In 2009, the school district was rated "academically acceptable" by the Texas Education Agency.

==History==
The school was created in 1941 when the surrounding communities consolidated to form the Midway Independent School District. Due to World War II construction of Midway I.S.D. was not completed until 1947, so students were bussed to Bluegrove which served as Midway until the new building opened. School buildings from the other communities were moved to Bluegrove to house the consolidated students. The school is called Midway because it is located "midway" between Bluegrove to the north and Joy to the south. It was originally to be built on land donated by J.T. Lyles on the Old Joy Shannon Road about a mile to the West of the school's current location. Old Joy Shannon Road is a gravel road that runs from Shannon, north to Joy, passing about a mile east of Bluegrove, and then used to connect with the road to Henrietta, but before construction started on the school, the state began building Texas Highway 148 from Henrietta south to Jacksboro. J.T. Lyles instead donated land next to the paved highway, giving Midway its present location, and making travel to and from the school much easier.

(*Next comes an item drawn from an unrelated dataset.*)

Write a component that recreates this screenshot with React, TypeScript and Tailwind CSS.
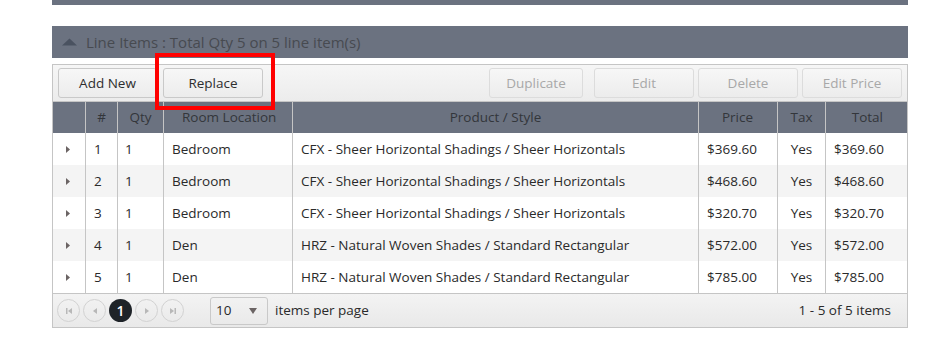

==Academic and Athletic Championships==
NOTE: Class B was renamed Class A in 1976.

- Boys basketball, 1959 Class B
- Girls basketball, 1961 Class B
- Overall academic, 1978 Class A
- Overall academic, 1998 Class A
- Notable Academic Achievement: Sam Keen (1998), Record-holder, Most State Championships (Class A) in University Interscholastic League (UIL) Individual Category [Mathematics, Science, Number Sense, Mathematics] 9 (Source, University Interscholastic League. Austin, TX 2010)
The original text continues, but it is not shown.